Waste 1 — Evaluative signals. The next-state signal implicitly scores the preceding action: a user re-query signals dissatisfaction, a passing test signals success, and an error trace signals failure. This forms a natural process reward and requires no separate annotation pipeline, yet PRMs have been studied almost exclusively in mathematical reasoning with verifiable ground truth (Cui et al., 2025b; Lightman et al., 2023; Wang et al., 2024). In personal agents, it captures user satisfaction turn by turn. In general agents, it provides the dense per-step credit assignment that long-horizon tasks require (Wang et al., 2026). Existing systems either ignore this signal or exploit it only in offline, pre-collected form, relying on fixed datasets or terminal outcome rewards.

Waste 2 — Directive signals. Beyond scoring, next-state signals often carry directive information: a user who says “you should have checked the file first” specifies not only that the response was wrong, but also how it should change at the token level. Likewise, a detailed SWE error trace often implies a concrete correction direction. Current RLVR methods use scalar rewards and thus cannot convert such information into a directional policy gradient (Guo et al., 2025; Hu et al., 2025; Shao et al., 2024; Yu et al., 2025a), while distillation methods (Hübotter et al., 2026; Shenfeld et al., 2026) rely on pre-curated feedback-response pairs rather than live signals. Hindsight relabeling (Hübotter et al., 2026; Zhang et al., 2023) and context-enriched distillation (Yang et al., 2024b, 2025c) show that adding structured correction information to the context can substantially improve outputs, but these methods all operate on fixed datasets. In concurrent work, Buening et al. (2026) improves online policy by directly prompting with next-state information, but the corrective hints remain implicit.

OpenClaw-RL. We present OpenClaw-RL, a unified framework that recovers both forms of next-state signal waste for personal agents and general-purpose agents across diverse settings, including personal conversations with OpenClaw (OpenClaw, 2026), terminal, GUI, SWE, and tool-call environments. OpenClaw-RL is a fully decoupled asynchronous architecture built on slime (Zhu et al., 2025), where policy serving, rollout collection, PRM judging, and policy training run as four independent loops with no blocking dependencies. In the personal-agent setting, the model can be optimized automatically through normal usage. This extends existing RL infrastructure, which typically assumes batch data collection rather than continuous learning from live deployment. We provide two optimization options. First, binary RL uses a PRM to recover conversations as scalar process rewards. Second, our Hindsight-Guided On-Policy Distillation (OPD) extracts textual hints from the next state, constructs an enhanced teacher context, and distills token-level directional supervision back into the student, providing training signals unavailable from scalar rewards alone. In simulation experiments, we find that combining the two methods with a weighted loss yields significant gains. Our framework also extends to RL training for general agents, including terminal, GUI, SWE, and tool-call settings. We integrate PRM judging with verifiable outcomes to provide supervision that is both dense and reliable (Wang et al., 2026; Zou et al., 2025). We further enhance the scalability of this framework by allowing environments to be hosted at scale on cloud services.

Contributions.

• Next-state signal as a live, online learning source. We identify that next-state signals, whether user replies, execution results, test verdicts, or GUI transitions, encode both evaluative and directive information about the preceding action. We recover these signals as a live, online training source across heterogeneous interaction types.
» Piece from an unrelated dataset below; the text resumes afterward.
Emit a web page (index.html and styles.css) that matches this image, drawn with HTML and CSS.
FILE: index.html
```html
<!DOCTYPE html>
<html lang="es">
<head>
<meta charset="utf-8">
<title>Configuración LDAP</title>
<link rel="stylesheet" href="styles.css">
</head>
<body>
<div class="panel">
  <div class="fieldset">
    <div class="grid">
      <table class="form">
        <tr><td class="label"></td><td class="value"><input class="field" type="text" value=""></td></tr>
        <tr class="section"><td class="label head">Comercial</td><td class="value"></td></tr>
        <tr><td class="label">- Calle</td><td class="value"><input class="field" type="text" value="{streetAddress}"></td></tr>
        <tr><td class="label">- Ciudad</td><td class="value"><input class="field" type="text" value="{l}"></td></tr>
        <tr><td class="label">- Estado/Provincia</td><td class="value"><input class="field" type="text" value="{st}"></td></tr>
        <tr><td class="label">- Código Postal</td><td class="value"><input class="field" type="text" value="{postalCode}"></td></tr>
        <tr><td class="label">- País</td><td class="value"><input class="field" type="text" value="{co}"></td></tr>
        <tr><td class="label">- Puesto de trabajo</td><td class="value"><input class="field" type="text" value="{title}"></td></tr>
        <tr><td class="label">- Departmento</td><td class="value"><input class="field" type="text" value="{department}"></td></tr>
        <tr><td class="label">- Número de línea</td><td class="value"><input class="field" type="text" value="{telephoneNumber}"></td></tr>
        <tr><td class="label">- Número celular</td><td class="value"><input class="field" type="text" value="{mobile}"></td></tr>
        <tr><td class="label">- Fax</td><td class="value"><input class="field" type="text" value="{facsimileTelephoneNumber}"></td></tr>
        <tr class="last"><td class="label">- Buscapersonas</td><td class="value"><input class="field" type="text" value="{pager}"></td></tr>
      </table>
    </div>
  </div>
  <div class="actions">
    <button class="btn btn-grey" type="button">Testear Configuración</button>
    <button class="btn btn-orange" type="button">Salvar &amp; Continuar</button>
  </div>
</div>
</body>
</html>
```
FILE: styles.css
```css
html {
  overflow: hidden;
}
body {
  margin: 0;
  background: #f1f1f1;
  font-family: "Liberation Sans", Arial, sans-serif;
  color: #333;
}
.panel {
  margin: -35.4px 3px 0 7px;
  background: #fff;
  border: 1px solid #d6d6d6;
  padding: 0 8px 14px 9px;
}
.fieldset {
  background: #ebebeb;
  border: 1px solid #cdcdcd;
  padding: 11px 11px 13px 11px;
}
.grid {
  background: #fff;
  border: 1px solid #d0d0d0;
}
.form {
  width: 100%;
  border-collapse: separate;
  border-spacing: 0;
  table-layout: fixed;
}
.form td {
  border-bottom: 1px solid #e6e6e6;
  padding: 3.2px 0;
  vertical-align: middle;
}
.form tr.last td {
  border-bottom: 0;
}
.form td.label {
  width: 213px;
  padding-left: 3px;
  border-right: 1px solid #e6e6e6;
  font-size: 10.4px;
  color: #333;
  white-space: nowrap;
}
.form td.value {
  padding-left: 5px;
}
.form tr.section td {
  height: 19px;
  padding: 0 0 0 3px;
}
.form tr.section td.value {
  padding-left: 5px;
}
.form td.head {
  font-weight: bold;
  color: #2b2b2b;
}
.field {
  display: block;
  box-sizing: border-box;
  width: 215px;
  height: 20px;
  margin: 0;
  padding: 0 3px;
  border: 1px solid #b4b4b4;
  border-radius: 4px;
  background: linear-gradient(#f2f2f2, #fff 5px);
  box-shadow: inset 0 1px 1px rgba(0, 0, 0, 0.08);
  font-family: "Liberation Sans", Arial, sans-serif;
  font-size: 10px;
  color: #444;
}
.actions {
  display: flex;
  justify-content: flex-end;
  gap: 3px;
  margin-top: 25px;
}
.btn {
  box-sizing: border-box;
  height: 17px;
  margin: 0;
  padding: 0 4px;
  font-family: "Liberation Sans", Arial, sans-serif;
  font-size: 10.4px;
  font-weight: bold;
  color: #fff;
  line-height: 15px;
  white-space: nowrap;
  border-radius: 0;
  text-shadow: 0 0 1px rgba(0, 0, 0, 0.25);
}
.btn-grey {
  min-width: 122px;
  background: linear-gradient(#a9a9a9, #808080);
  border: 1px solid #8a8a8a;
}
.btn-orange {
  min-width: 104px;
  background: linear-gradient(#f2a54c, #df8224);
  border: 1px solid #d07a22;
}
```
• OpenClaw-RL Infrastructure. The first system to unify multiple concurrent interaction streams, including personal conversations, terminal, GUI, SWE, and tool-call agentic settings. It is designed for zero interruption to serving, with session-aware multi-turn tracking, graceful weight updates, flexible PRM support, and large-scale environment parallelization.

• Two complementary next-state signal recovery methods. Binary RL via PRM converts evaluative next-state signals into dense scalar process rewards, while our Hindsight-Guided OPD converts directive signals into token-level advantage supervision by extracting textual hints from the next state and constructing an enhanced teacher context, where rich textual feedback provides directional guidance for improvement.
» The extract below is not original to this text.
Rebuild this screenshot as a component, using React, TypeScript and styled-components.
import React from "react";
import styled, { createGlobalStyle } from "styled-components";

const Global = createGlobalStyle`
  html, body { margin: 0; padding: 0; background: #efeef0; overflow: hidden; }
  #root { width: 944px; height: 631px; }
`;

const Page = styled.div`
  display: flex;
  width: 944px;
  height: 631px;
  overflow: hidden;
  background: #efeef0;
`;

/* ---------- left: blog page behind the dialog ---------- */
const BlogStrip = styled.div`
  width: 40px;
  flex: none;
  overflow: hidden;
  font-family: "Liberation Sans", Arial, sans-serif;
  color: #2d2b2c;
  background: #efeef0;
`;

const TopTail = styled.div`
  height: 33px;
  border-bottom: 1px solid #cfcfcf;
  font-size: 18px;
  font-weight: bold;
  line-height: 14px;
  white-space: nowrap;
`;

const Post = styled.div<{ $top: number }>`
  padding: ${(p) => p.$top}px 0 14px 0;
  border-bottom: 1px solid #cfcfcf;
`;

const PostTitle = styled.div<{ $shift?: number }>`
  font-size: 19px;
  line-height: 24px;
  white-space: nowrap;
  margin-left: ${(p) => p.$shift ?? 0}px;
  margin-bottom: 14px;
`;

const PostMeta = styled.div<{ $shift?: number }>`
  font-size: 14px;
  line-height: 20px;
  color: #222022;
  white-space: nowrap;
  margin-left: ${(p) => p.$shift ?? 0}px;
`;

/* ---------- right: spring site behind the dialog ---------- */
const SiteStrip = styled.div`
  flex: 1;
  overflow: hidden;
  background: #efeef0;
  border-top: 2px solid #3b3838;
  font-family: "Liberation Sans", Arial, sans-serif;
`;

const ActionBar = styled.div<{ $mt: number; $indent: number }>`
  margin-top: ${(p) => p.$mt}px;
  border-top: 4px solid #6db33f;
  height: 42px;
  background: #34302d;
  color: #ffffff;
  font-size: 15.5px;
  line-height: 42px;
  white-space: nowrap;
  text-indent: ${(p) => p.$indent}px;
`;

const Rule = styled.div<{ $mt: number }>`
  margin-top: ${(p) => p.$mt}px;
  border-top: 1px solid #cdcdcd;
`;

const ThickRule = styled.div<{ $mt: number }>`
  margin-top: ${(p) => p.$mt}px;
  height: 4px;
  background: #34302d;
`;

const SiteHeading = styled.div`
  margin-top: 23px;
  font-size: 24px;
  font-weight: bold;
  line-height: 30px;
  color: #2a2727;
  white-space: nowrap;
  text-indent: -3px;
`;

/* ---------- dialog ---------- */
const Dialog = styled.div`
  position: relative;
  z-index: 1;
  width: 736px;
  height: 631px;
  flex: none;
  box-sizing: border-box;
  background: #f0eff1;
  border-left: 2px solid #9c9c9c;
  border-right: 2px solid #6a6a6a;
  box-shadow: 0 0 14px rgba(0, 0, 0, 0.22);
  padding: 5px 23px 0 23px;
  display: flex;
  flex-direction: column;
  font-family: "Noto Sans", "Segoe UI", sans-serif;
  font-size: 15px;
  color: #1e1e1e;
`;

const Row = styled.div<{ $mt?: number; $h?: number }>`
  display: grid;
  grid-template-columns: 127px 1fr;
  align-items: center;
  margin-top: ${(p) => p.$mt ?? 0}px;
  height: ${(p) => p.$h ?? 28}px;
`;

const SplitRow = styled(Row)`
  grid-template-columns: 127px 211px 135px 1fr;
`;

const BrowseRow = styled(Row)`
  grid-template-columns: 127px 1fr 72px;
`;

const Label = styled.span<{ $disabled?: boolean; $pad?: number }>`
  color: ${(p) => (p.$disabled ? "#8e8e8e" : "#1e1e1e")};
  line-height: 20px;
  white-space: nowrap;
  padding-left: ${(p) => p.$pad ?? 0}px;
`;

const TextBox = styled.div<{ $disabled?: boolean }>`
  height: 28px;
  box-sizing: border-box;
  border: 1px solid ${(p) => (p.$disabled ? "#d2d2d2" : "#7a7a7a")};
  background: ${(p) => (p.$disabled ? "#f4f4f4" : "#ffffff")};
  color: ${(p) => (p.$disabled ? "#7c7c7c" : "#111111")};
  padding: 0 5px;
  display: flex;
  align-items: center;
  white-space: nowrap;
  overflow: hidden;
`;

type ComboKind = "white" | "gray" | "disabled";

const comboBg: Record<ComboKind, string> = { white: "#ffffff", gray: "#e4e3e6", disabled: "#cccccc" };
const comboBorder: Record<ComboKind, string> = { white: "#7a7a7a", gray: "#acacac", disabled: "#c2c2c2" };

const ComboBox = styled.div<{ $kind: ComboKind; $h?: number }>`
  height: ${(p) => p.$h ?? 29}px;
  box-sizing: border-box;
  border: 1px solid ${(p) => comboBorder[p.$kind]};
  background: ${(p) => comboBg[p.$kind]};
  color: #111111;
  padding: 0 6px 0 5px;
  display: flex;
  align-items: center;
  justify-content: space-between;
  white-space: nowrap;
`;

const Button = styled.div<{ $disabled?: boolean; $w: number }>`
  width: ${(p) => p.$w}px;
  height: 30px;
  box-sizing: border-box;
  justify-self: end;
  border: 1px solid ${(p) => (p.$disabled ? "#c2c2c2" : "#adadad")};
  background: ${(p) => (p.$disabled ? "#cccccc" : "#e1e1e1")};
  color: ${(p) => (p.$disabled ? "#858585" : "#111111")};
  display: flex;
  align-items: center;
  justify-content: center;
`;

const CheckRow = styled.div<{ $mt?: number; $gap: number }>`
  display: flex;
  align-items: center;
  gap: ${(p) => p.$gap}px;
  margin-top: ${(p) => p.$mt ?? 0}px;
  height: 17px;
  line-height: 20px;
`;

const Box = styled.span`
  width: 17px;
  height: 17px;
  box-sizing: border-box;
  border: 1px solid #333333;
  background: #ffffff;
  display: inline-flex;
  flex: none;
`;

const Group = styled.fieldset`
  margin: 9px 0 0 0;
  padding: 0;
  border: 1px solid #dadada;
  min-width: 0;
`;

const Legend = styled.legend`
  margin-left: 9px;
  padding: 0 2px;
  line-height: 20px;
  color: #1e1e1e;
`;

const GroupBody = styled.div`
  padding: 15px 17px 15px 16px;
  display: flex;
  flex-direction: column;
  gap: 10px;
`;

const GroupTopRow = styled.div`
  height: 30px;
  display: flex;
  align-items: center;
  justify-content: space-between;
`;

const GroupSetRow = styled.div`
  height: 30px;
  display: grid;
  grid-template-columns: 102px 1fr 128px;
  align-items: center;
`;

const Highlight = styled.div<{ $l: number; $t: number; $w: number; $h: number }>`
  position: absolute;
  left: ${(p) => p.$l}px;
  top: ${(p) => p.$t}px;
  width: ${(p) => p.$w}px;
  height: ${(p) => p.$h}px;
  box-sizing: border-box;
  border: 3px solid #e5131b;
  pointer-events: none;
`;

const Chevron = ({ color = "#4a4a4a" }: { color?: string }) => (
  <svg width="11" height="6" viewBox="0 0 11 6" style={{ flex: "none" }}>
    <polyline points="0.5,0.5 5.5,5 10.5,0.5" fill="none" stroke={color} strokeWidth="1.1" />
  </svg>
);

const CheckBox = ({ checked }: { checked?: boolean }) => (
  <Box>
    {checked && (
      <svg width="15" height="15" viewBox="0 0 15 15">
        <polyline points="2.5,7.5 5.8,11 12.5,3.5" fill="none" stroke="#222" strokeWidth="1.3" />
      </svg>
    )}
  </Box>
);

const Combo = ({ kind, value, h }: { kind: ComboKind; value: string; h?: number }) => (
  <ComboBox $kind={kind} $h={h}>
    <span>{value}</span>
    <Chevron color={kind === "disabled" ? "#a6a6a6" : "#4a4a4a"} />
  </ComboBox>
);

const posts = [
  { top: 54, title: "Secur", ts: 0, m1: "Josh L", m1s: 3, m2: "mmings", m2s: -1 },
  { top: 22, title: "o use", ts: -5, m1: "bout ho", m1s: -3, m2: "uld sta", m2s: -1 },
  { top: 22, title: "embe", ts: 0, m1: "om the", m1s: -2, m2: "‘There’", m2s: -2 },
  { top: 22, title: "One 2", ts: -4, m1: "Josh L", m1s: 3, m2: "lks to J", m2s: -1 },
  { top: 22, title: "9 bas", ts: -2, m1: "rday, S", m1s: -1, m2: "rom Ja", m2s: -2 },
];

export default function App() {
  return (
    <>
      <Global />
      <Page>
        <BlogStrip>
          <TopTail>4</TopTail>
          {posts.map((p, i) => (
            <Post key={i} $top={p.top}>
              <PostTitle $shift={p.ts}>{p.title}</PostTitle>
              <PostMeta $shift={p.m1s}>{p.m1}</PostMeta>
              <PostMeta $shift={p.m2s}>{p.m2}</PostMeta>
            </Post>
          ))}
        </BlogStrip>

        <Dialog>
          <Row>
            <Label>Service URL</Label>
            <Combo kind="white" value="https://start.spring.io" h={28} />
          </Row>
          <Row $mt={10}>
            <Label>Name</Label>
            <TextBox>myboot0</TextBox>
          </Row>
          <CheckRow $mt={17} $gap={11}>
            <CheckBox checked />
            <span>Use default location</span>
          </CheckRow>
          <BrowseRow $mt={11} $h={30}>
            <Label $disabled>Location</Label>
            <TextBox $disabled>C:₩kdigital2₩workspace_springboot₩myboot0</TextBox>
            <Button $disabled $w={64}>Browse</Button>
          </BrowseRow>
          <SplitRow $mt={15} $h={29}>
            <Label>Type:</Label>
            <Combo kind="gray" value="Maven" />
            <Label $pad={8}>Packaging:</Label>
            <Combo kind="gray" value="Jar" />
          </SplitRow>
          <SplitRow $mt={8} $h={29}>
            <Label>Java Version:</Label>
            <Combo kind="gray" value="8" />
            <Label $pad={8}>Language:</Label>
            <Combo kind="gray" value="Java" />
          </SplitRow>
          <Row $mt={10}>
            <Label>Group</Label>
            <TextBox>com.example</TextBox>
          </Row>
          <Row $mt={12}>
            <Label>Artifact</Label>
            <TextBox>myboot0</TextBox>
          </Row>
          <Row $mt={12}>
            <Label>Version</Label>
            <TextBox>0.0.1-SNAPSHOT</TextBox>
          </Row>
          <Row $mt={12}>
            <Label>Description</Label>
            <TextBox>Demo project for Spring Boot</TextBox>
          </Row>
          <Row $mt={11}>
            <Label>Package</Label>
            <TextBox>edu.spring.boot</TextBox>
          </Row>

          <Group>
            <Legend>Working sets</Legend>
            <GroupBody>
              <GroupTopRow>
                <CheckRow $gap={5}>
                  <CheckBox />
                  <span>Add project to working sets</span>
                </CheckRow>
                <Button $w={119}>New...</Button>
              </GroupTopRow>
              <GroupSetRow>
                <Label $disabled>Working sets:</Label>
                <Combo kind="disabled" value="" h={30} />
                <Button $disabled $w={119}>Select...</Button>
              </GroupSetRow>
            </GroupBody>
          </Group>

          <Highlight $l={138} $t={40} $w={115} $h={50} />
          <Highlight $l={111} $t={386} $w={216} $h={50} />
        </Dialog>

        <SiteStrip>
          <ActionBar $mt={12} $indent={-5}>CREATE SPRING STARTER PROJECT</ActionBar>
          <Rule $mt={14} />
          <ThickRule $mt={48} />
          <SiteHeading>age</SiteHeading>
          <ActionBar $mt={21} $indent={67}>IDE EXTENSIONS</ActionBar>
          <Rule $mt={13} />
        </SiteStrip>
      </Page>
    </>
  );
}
• Empirical validation across personal and general agents. We validate OpenClaw-RL in experiments on both personal agent personalization and agentic RL across terminal, GUI, SWE, and tool-call settings. We provide evidence that binary RL and Hindsight-Guided OPD are complementary, and that their combination yields significant gains for personal agents. We also validate the effectiveness of integrating process and outcome rewards in the general-agent RL setting.